With each passing day, reports on rising total confirmed cases of COVID-19 continue to dominate the global conscience, and the novel coronavirus is now present on every continent except for Antarctica. And the resulting fear is more pervasive. Thousands of people have perished as the effects of COVID-19 touch us all: stock markets have cratered, millions have become unemployed (temporarily or soon-to-be permanently), the federal government has passed a multi-trillion-dollar aid package, and health care institutions are being stretched thin. To “flatten the curve,” millions of people around the globe are quarantined in their homes or elsewhere, while infrastructure and transportation systems that bonded us globally, nationally, and locally are being used more sparingly, at least currently. Long-term, what could be the lasting effects on transportation and infrastructure in our post-COVID-19 world?
Public Transportation: Even though we are still in the first few weeks of what may be a prolonged quarantine throughout the United States, we have already seen a travel advisory issued for the New York City area, where transit ridership ranks among the highest in the country. So what does the future of transportation look like through a mandatorily-quarantined window? It’s murky, both because the windows need “cleaning” and the future of everything is covered with a COVID-19 glaze at the moment. One helpful data point is that during prior SARS outbreaks in Taiwan, there was a material drop in ridership of public transportation. If a return to work and schools occurs before a vaccine is created, people may not feel comfortable riding public transportation. With transit ridership dropping in Los Angeles in particular, could transit agencies be affected permanently?
Traffic: Assuming we remain quarantined in some form until successful treatments for COVID-19 are administered worldwide, Americans and others globally will be working from home for many months (if not for over a year). As some businesses may decide to permanently have their employees work from home to save on real estate costs, the number of commuters on the roads may drastically drop. So, could that lead to more commuters taking advantage of less congested roads, perhaps even those who traditionally rode public transportation?
Driverless cars: Another possible (and perhaps positive) impact on transportation from the effects of the COVID-19 pandemic could be the acceleration of mass adoption of driverless cars, and, hopefully, the “tweaks” that are needed to our infrastructure to maximize the safety and efficiency of driverless cars to ensure they are connected to other driverless cars, road infrastructure, and their own designated lanes away from “human” drivers. Will the future of commuting consist of a double-down of personal vehicles, but driven by themselves and connected to our infrastructure so we don’t have to just work from home, but also from our cars?
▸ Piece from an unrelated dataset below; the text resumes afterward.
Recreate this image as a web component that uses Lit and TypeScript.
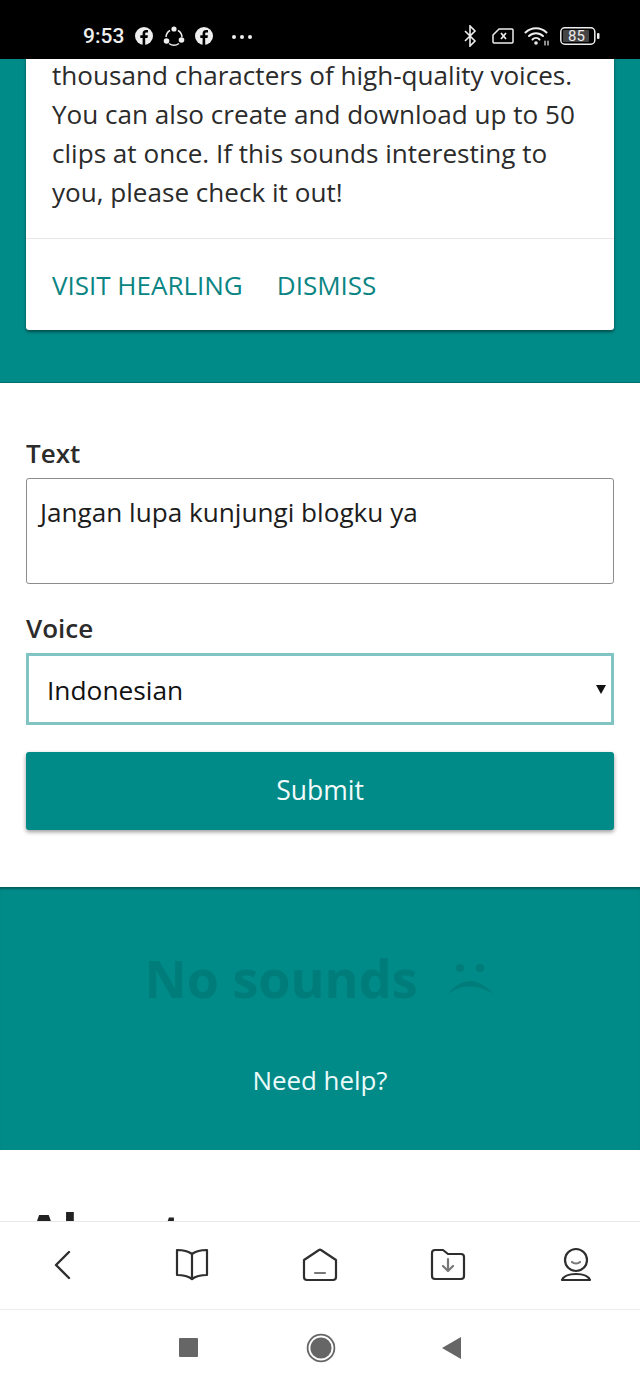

Micromobility: As urban centers worldwide have emptied, micromobility companies have felt the severe pain. Bird has already laid off 30% of its workforce. Lime has cut its valuation by over 600% in its latest funding round. Without pedestrians, commuters, and tourists traversing through our city streets, there are no users of the scooters and ebikes. In the post COVID-19 world, will city streets be littered with ghostly, unusable micro-vehicles?
Global Infrastructure Development: In the book Going Viral: Zombies, Viruses, and the End of the World, Dahlia Schweitzer notes that progress has made us sick: the proliferation of roads, airports, and other critical infrastructure has made us more globally connected and susceptible to being affected by events happening on the other side of the world. Put another way, our advancements in infrastructure not only provide us with the means we need to travel and deliver goods throughout the world, it also exposes us to diseases like COVID-19 that originate elsewhere. Critical infrastructure in developing countries is often financed, constructed, operated, and maintained using public-private partnerships (P3s). In the post-COVID-19 world, will private companies think twice about participating in P3s if future outbreaks could cause disruption to the development and operation of such P3s due to fears of developing abroad?
There is no crystal ball that could have predicted what the world would look like today. There is also no crystal ball that can predict what our world will look like in the next six, twelve, or eighteen months. One thing for sure is that COVID-19 has and will forever change our world, and it will likely forever change the future of infrastructure, transportation, and commuting. All that can be hoped for is that some changes will be for the better.